The rise and fall of marijuana stocks has gotten a lot of attention, with some investors having gotten into cannabis companies at exactly the wrong time. Since the legalization of recreational pot in Canada just last month, many fast-growing marijuana producers have seen their shares lose 30% or more of their value, and some fear that more obstacles could lead to further declines.
Yet amid this negative sentiment among cannabis investors, one marijuana stock stands out as having not only avoided a big pullback but pushed upward toward new highs. The secret of this company is that rather than trying to grow marijuana itself, it instead provides vital assistance to producers in the industry by offering them one of the most important resources they need in order to succeed. As a result, despite the pressures on the companies that cultivate and grow cannabis, this marijuana play has remained successful -- and could remain so for the foreseeable future.
Giving cannabis companies what they need most
If you want to grow marijuana, the one thing you need is space. The companies that have made the biggest splash in the marijuana industry are the ones with the largest production, and most of the leading players in the space have ambitious plans to build state-of-the-art greenhouses and other facilities in order to boost capacity that much further.

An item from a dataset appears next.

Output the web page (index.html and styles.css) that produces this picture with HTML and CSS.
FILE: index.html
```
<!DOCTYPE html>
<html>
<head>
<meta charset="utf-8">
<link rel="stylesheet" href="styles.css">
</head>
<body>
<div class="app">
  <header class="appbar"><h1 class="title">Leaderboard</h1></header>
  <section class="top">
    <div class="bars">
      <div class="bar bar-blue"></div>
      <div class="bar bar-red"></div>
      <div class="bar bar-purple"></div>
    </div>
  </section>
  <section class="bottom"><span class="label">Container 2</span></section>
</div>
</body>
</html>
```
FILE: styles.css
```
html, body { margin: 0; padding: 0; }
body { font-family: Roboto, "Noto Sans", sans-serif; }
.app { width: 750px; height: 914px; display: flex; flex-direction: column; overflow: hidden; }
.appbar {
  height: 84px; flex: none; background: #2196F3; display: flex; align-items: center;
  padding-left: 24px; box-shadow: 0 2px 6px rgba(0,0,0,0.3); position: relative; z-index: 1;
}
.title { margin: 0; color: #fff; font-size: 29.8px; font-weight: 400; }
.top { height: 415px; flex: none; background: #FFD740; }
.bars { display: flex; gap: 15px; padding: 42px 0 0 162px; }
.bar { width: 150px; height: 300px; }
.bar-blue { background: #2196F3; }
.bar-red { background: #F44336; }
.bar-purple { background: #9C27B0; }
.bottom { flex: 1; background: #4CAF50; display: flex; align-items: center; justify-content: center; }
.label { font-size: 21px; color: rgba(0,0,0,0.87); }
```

That strategy's fine for a company like Canopy Growth (NYSE:CGC), which has attracted billions in investment from a major beverage giant. But for an up-and-coming new cannabis grower with limited access to capital, it's far easier to turn to Innovative Industrial Properties (NYSE:IIPR) to get the space they need.
Innovative Industrial Properties is a real estate investment trust (REIT) that specializes in developing and leasing out production facilities for medical marijuana. Based in San Diego, Innovative Industrial has capitalized on the growing number of states in which cannabis for medical use is legal, attracting investment from shareholders and then working collaboratively with marijuana producers to find real estate assets that will meet their needs.

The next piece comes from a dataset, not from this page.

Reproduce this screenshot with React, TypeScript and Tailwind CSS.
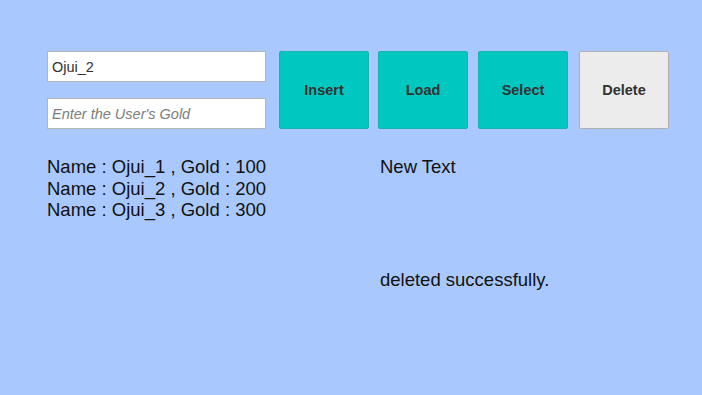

The marijuana REIT's business model works in two ways. For clients that are just getting into the business, Innovative Industrial can work to find the ideal space to meet their needs and then work out arrangements for a long-term lease relationship. For more mature marijuana companies that have already built out facilities of their own, Innovative Industrial can enter into sale-and-leaseback transactions, whereby the REIT buys the real estate from the cannabis company in exchange for a long-term lease.
Why Innovative Industrial deserves attention
Despite being just two years old, Innovative Industrial has already stood out in the marijuana investing universe. Some of its biggest accomplishments include:
- Paying a dividend. As an REIT, Innovative Industrial is required to pay 90% of its taxable income to shareholders. That's led to six quarterly dividend payments so far, and the amount of those dividends has already more than doubled since its first payment in mid-2017, including a 40% increase just last quarter that gives the stock a 2.7% dividend yield.

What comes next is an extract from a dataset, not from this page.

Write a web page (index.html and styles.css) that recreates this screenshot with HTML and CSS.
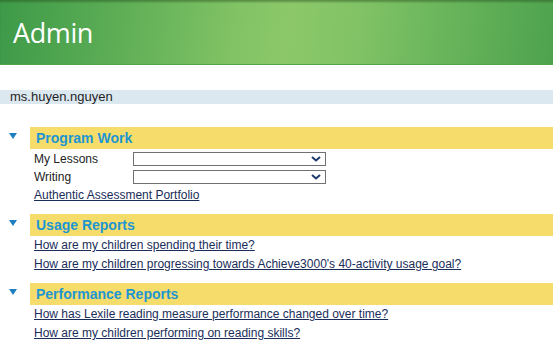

- Building up assets. Innovative Industrial has reported recent acquisitions in Massachusetts, Michigan, and Colorado, giving it 10 facilities in eight different states. All of them are fully occupied, with lease terms averaging almost 15 years, and the REIT is optimistic about its future pipeline.
- Attractive lease terms. Upstart cannabis companies have fairly high credit risk from a landlord's perspective, but Innovative Industrial has done a good job of securing good deals with its tenants. Rents typically begin at roughly 10% to 16% of the REIT's investment in the property, and Innovative Industrial builds in escalation clauses for 3% to 4.5% annual rent increases to share in its tenants' long-term success.
Those early results have led to strong stock performance. The REIT's shares have soared more than 160% in the last year, and in the past six weeks, Innovative Industrial is up 17% in a period in which most cannabis-related investments have posted much larger losses.
A promising beginning
Even with its success thus far, Innovative Industrial is just getting started. The company raised more than $100 million in a secondary stock offering recently, and despite its recent investments, the REIT still had more than $50 million in cash on its balance sheet as of Sept. 30. Given the potential to expand more broadly to serve a rising number of marijuana growers, Innovative Industrial is making its case to be the pure-play cannabis real estate investment.
When most stocks in an industry are down, it pays to look at how winners are bucking the trend. Innovative Industrial has found a creative way to support its cannabis-company clients, and that's what's making it a marijuana stock to pay attention to in the months and years to come.